• **Data extract**

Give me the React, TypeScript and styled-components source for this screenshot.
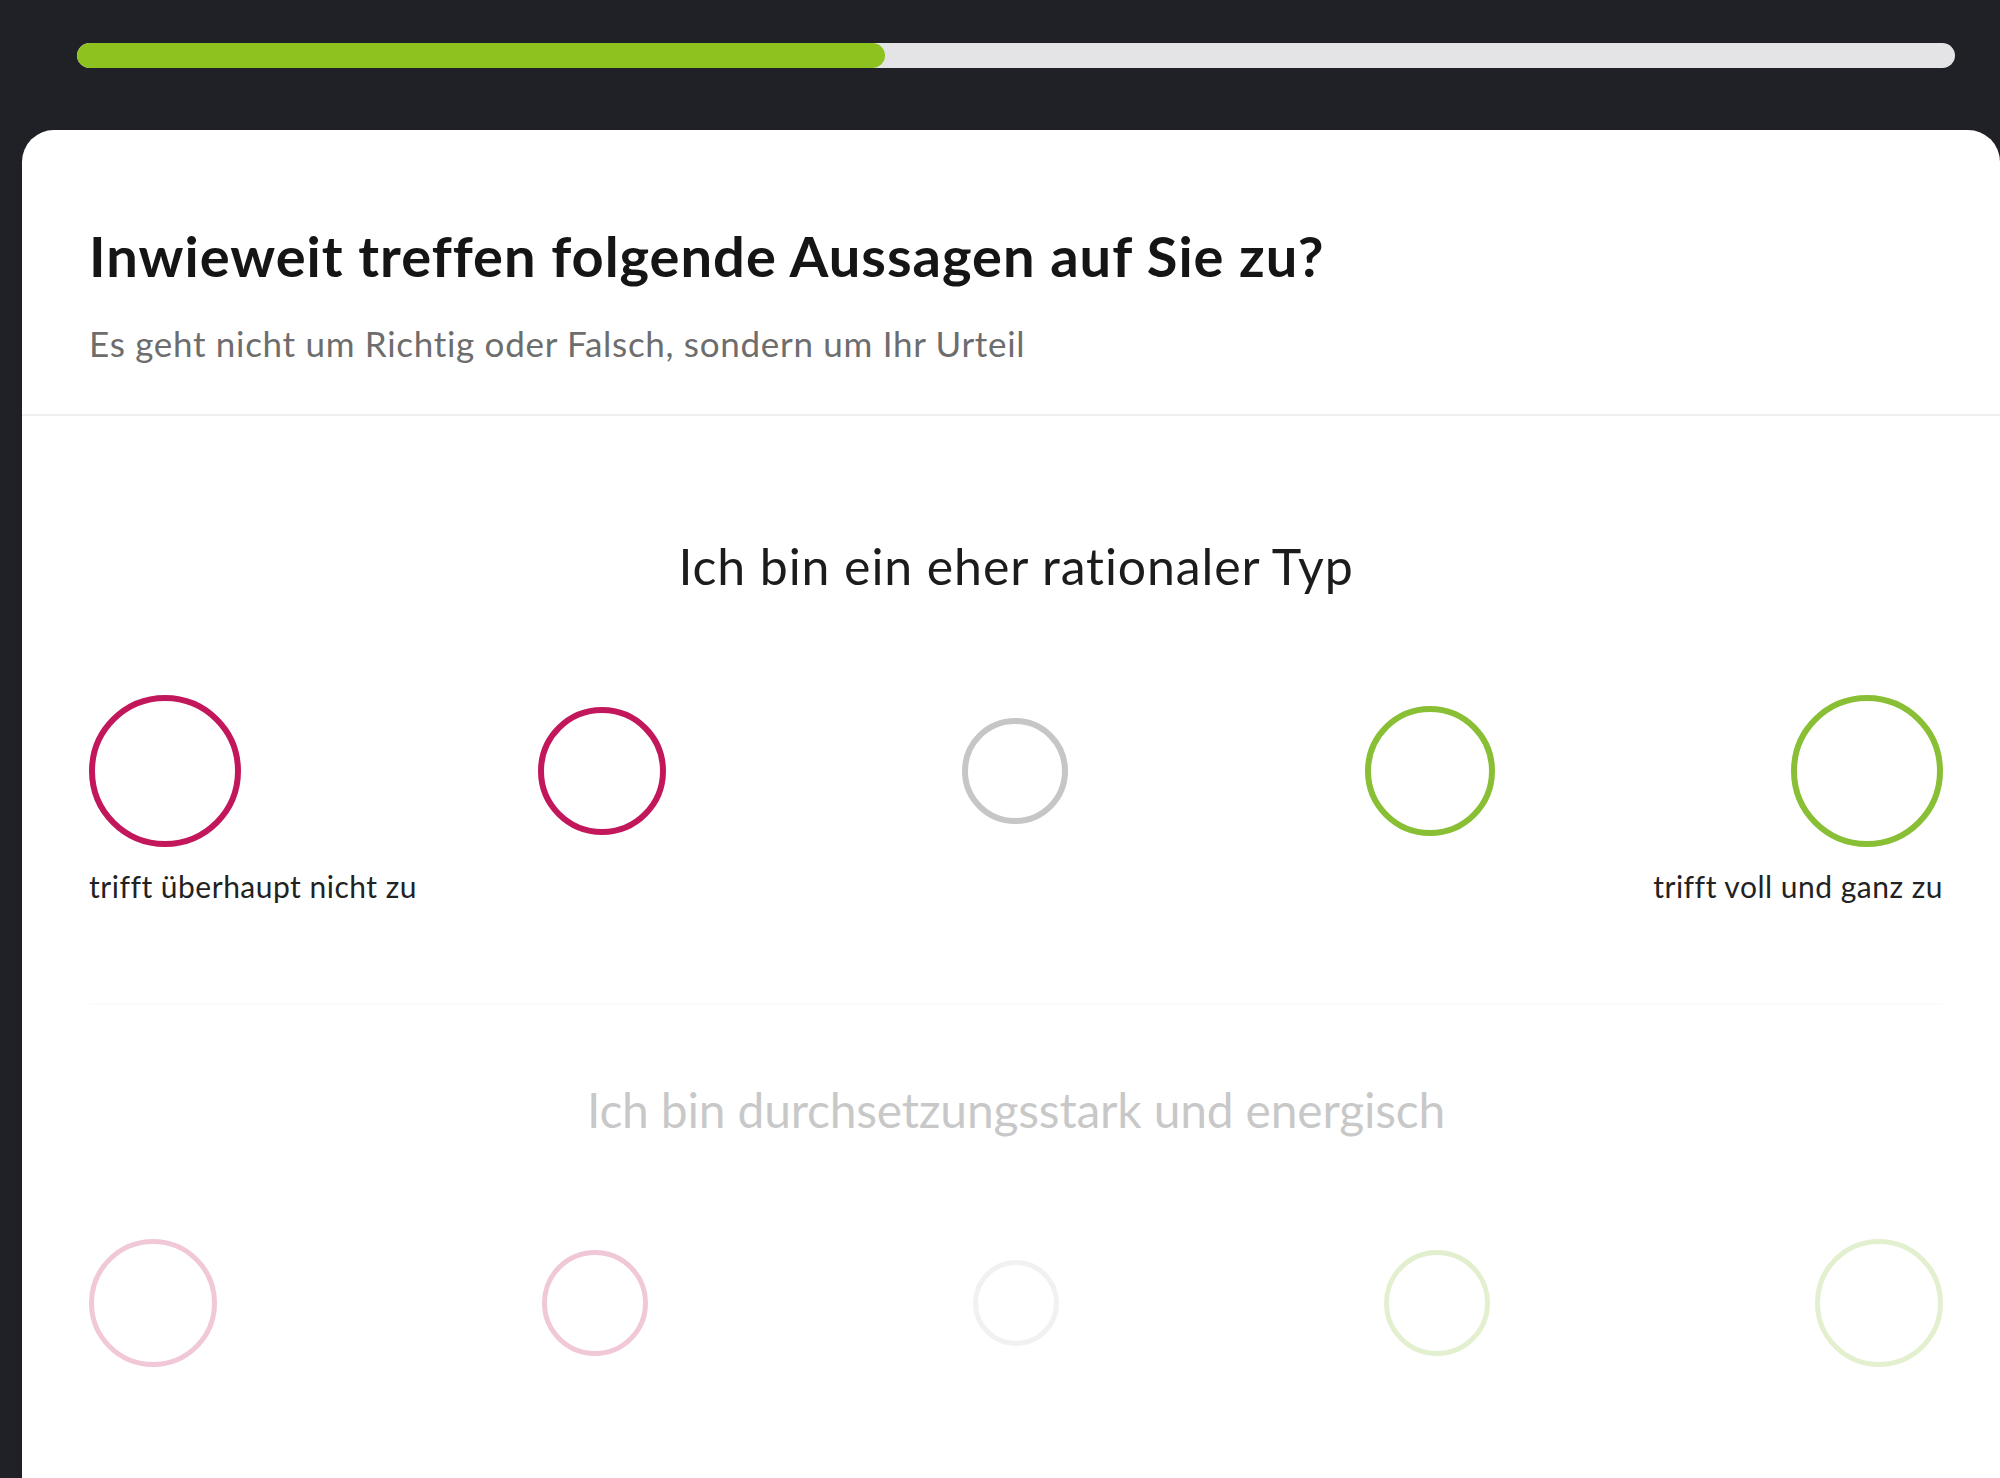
import { FC } from 'react';
import styled, { createGlobalStyle } from 'styled-components';

const GlobalStyle = createGlobalStyle`
    html, body {
        margin: 0;
        padding: 0;
        background: #202127;
        font-family: Lato, "Open Sans", Arial, sans-serif;
    }
    * { box-sizing: border-box; }
`;

const Page = styled.div`
    width: 2000px;
    height: 1478px;
    overflow: hidden;
    background: #202127;
    display: flex;
    flex-direction: column;
`;

const ProgressTrack = styled.div`
    margin: 43px 45px 0 77px;
    height: 25px;
    border-radius: 13px;
    background: #e4e4e6;
    overflow: hidden;
    flex-shrink: 0;
`;

const ProgressFill = styled.div`
    height: 100%;
    border-radius: 13px;
    background: #8dc21f;
`;

const Card = styled.div`
    margin: 62px 0 0 22px;
    flex: 1;
    background: #fff;
    border-radius: 32px 32px 0 0;
`;

const Header = styled.div`
    padding: 92px 57px 50px 67px;
    border-bottom: 2px solid #efefef;
`;

const Title = styled.h1`
    margin: 0;
    font-size: 56px;
    line-height: 1.2;
    font-weight: 700;
    color: #151515;
    letter-spacing: 1px;
`;

const Subtitle = styled.p`
    margin: 33px 0 0;
    font-size: 35px;
    line-height: 1.2;
    color: #6d6d6d;
    letter-spacing: 0.7px;
`;

const Body = styled.div`
    padding: 45px 57px 0 67px;
`;

const Statement = styled.section<{ $faded?: boolean }>`
    padding: 76px 0 100px;
    opacity: ${p => (p.$faded ? 0.24 : 1)};
    & + & {
        border-top: 2px solid #efefef;
    }
`;

const Question = styled.h2<{ $active?: boolean }>`
    margin: 0;
    text-align: center;
    font-size: ${p => (p.$active ? 50 : 48)}px;
    letter-spacing: ${p => (p.$active ? 0.9 : -0.2)}px;
    line-height: 58px;
    font-weight: 400;
    color: #1c1c1c;
`;

const Scale = styled.div`
    margin-top: 100px;
    display: flex;
    justify-content: space-between;
    align-items: center;
`;

const Option = styled.button<{ $size: number; $color: string; $stroke: number }>`
    width: ${p => p.$size}px;
    height: ${p => p.$size}px;
    border-radius: 50%;
    border: ${p => p.$stroke}px solid ${p => p.$color};
    background: transparent;
    padding: 0;
    cursor: pointer;
    flex-shrink: 0;
`;

const Labels = styled.div`
    margin-top: 22px;
    display: flex;
    justify-content: space-between;
    font-size: 30px;
    letter-spacing: 0.5px;
    line-height: 34px;
    color: #222;
`;

const RED = '#c2185b';
const GREY = '#c6c6c6';
const GREEN = '#88bf35';
const COLORS = [RED, RED, GREY, GREEN, GREEN];

const ACTIVE_SIZES = [152, 128, 106, 130, 152];
const IDLE_SIZES = [128, 106, 86, 106, 128];

interface StatementProps {
    text: string;
    active?: boolean;
}

const StatementBlock: FC<StatementProps> = ({ text, active }) => {
    const sizes = active ? ACTIVE_SIZES : IDLE_SIZES;
    return (
        <Statement $faded={!active}>
            <Question $active={active}>{text}</Question>
            <Scale>
                {sizes.map((s, i) => (
                    <Option key={i} $size={s} $color={COLORS[i]} $stroke={active ? 6 : 5} aria-label={`Option ${i + 1}`} />
                ))}
            </Scale>
            {active && (
                <Labels>
                    <span>trifft überhaupt nicht zu</span>
                    <span>trifft voll und ganz zu</span>
                </Labels>
            )}
        </Statement>
    );
};

export default function App() {
    const progress = 43;
    return (
        <Page>
            <GlobalStyle />
            <ProgressTrack>
                <ProgressFill style={{ width: `${progress}%` }} />
            </ProgressTrack>
            <Card>
                <Header>
                    <Title>Inwieweit treffen folgende Aussagen auf Sie zu?</Title>
                    <Subtitle>Es geht nicht um Richtig oder Falsch, sondern um Ihr Urteil</Subtitle>
                </Header>
                <Body>
                    <StatementBlock text="Ich bin ein eher rationaler Typ" active />
                    <StatementBlock text="Ich bin durchsetzungsstark und energisch" />
                </Body>
            </Card>
        </Page>
    );
}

• **Stated goal**
Would you set down the listing exactly, omitting pictures?

• **Output for this exercise**
Give me the React, TypeScript and styled-components source for this screenshot.
import { FC } from 'react';
import styled, { createGlobalStyle } from 'styled-components';

const GlobalStyle = createGlobalStyle`
    html, body {
        margin: 0;
        padding: 0;
        background: #202127;
        font-family: Lato, "Open Sans", Arial, sans-serif;
    }
    * { box-sizing: border-box; }
`;

const Page = styled.div`
    width: 2000px;
    height: 1478px;
    overflow: hidden;
    background: #202127;
    display: flex;
    flex-direction: column;
`;

const ProgressTrack = styled.div`
    margin: 43px 45px 0 77px;
    height: 25px;
    border-radius: 13px;
    background: #e4e4e6;
    overflow: hidden;
    flex-shrink: 0;
`;

const ProgressFill = styled.div`
    height: 100%;
    border-radius: 13px;
    background: #8dc21f;
`;

const Card = styled.div`
    margin: 62px 0 0 22px;
    flex: 1;
    background: #fff;
    border-radius: 32px 32px 0 0;
`;

const Header = styled.div`
    padding: 92px 57px 50px 67px;
    border-bottom: 2px solid #efefef;
`;

const Title = styled.h1`
    margin: 0;
    font-size: 56px;
    line-height: 1.2;
    font-weight: 700;
    color: #151515;
    letter-spacing: 1px;
`;

const Subtitle = styled.p`
    margin: 33px 0 0;
    font-size: 35px;
    line-height: 1.2;
    color: #6d6d6d;
    letter-spacing: 0.7px;
`;

const Body = styled.div`
    padding: 45px 57px 0 67px;
`;

const Statement = styled.section<{ $faded?: boolean }>`
    padding: 76px 0 100px;
    opacity: ${p => (p.$faded ? 0.24 : 1)};
    & + & {
        border-top: 2px solid #efefef;
    }
`;

const Question = styled.h2<{ $active?: boolean }>`
    margin: 0;
    text-align: center;
    font-size: ${p => (p.$active ? 50 : 48)}px;
    letter-spacing: ${p => (p.$active ? 0.9 : -0.2)}px;
    line-height: 58px;
    font-weight: 400;
    color: #1c1c1c;
`;

const Scale = styled.div`
    margin-top: 100px;
    display: flex;
    justify-content: space-between;
    align-items: center;
`;

const Option = styled.button<{ $size: number; $color: string; $stroke: number }>`
    width: ${p => p.$size}px;
    height: ${p => p.$size}px;
    border-radius: 50%;
    border: ${p => p.$stroke}px solid ${p => p.$color};
    background: transparent;
    padding: 0;
    cursor: pointer;
    flex-shrink: 0;
`;

const Labels = styled.div`
    margin-top: 22px;
    display: flex;
    justify-content: space-between;
    font-size: 30px;
    letter-spacing: 0.5px;
    line-height: 34px;
    color: #222;
`;

const RED = '#c2185b';
const GREY = '#c6c6c6';
const GREEN = '#88bf35';
const COLORS = [RED, RED, GREY, GREEN, GREEN];

const ACTIVE_SIZES = [152, 128, 106, 130, 152];
const IDLE_SIZES = [128, 106, 86, 106, 128];

interface StatementProps {
    text: string;
    active?: boolean;
}

const StatementBlock: FC<StatementProps> = ({ text, active }) => {
    const sizes = active ? ACTIVE_SIZES : IDLE_SIZES;
    return (
        <Statement $faded={!active}>
            <Question $active={active}>{text}</Question>
            <Scale>
                {sizes.map((s, i) => (
                    <Option key={i} $size={s} $color={COLORS[i]} $stroke={active ? 6 : 5} aria-label={`Option ${i + 1}`} />
                ))}
            </Scale>
            {active && (
                <Labels>
                    <span>trifft überhaupt nicht zu</span>
                    <span>trifft voll und ganz zu</span>
                </Labels>
            )}
        </Statement>
    );
};

export default function App() {
    const progress = 43;
    return (
        <Page>
            <GlobalStyle />
            <ProgressTrack>
                <ProgressFill style={{ width: `${progress}%` }} />
            </ProgressTrack>
            <Card>
                <Header>
                    <Title>Inwieweit treffen folgende Aussagen auf Sie zu?</Title>
                    <Subtitle>Es geht nicht um Richtig oder Falsch, sondern um Ihr Urteil</Subtitle>
                </Header>
                <Body>
                    <StatementBlock text="Ich bin ein eher rationaler Typ" active />
                    <StatementBlock text="Ich bin durchsetzungsstark und energisch" />
                </Body>
            </Card>
        </Page>
    );
}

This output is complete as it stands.